Check every line below for the word "Output" and copy each one that has it.

====== LISTED RECORDS

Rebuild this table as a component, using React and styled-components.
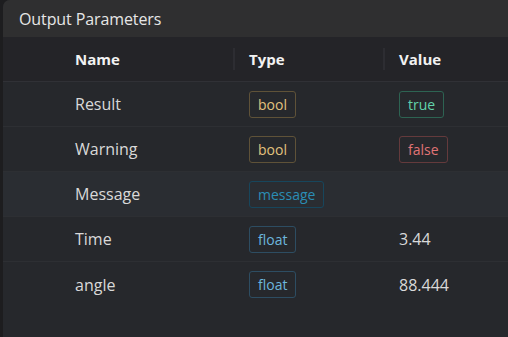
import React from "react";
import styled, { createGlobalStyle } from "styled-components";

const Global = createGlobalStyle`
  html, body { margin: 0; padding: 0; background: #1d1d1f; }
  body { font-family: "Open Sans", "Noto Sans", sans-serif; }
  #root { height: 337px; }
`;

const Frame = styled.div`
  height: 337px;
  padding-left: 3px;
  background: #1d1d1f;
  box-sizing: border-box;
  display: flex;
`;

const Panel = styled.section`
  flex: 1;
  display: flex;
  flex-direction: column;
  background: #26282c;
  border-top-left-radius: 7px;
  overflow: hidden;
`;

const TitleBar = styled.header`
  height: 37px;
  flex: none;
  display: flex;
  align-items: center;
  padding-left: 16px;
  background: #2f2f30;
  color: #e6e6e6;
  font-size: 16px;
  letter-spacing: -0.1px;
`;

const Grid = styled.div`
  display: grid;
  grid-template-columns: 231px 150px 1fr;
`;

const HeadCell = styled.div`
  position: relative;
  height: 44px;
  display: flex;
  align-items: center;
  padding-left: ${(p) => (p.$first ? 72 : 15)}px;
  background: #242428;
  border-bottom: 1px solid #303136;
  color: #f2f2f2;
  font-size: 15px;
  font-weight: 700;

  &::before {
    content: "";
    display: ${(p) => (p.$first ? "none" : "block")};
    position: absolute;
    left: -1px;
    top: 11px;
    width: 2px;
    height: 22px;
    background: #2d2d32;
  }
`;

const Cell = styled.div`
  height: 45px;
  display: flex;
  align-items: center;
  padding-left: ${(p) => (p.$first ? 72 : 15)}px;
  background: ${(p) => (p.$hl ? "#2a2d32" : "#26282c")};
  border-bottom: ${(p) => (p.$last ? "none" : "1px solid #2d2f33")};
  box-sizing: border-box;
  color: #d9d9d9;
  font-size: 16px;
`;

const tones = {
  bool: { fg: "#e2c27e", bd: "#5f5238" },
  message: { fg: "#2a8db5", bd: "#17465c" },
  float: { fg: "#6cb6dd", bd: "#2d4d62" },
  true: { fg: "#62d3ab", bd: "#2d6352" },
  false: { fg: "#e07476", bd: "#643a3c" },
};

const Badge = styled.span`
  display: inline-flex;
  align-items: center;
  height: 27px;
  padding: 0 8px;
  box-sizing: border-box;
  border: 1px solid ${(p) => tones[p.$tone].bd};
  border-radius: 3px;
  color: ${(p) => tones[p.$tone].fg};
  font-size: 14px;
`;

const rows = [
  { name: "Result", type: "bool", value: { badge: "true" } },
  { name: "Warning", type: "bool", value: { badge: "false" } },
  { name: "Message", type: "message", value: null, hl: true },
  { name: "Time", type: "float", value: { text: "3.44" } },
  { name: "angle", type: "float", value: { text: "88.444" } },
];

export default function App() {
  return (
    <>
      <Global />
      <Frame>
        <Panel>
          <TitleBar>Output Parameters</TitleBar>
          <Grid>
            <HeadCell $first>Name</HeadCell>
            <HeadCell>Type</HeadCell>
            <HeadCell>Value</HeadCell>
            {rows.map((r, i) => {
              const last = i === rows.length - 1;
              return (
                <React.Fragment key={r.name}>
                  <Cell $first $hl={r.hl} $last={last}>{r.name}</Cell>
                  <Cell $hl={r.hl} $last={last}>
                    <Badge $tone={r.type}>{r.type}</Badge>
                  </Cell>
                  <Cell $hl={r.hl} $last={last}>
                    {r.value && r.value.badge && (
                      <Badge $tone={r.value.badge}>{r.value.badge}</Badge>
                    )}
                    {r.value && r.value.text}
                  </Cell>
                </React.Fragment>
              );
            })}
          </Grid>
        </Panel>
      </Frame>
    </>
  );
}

============
====== LISTED RECORDS

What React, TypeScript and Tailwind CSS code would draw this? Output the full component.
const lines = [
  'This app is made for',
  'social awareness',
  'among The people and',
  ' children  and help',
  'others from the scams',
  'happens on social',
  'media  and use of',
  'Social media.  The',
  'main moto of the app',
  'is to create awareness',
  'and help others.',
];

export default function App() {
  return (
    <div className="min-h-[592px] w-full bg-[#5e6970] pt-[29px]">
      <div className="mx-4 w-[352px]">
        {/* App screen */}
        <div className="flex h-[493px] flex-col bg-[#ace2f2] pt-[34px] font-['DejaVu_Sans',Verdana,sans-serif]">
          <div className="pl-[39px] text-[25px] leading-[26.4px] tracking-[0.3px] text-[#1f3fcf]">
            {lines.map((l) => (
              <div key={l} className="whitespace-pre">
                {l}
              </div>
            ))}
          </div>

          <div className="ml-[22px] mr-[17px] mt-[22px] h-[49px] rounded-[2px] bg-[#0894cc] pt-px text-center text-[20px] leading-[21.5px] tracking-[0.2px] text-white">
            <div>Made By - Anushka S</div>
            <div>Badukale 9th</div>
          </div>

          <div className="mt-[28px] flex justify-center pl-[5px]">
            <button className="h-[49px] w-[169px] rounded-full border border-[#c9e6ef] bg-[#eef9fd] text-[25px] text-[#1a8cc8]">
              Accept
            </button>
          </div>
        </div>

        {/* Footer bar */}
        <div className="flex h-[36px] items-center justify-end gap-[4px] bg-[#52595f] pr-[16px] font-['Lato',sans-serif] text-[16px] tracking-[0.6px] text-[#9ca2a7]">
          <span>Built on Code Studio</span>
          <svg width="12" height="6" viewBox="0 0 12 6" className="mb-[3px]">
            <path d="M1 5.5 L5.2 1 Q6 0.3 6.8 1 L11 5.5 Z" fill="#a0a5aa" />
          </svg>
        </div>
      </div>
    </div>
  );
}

============

= ANSWER TO THE TASK =
          <TitleBar>Output Parameters</TitleBar>
What React, TypeScript and Tailwind CSS code would draw this? Output the full component.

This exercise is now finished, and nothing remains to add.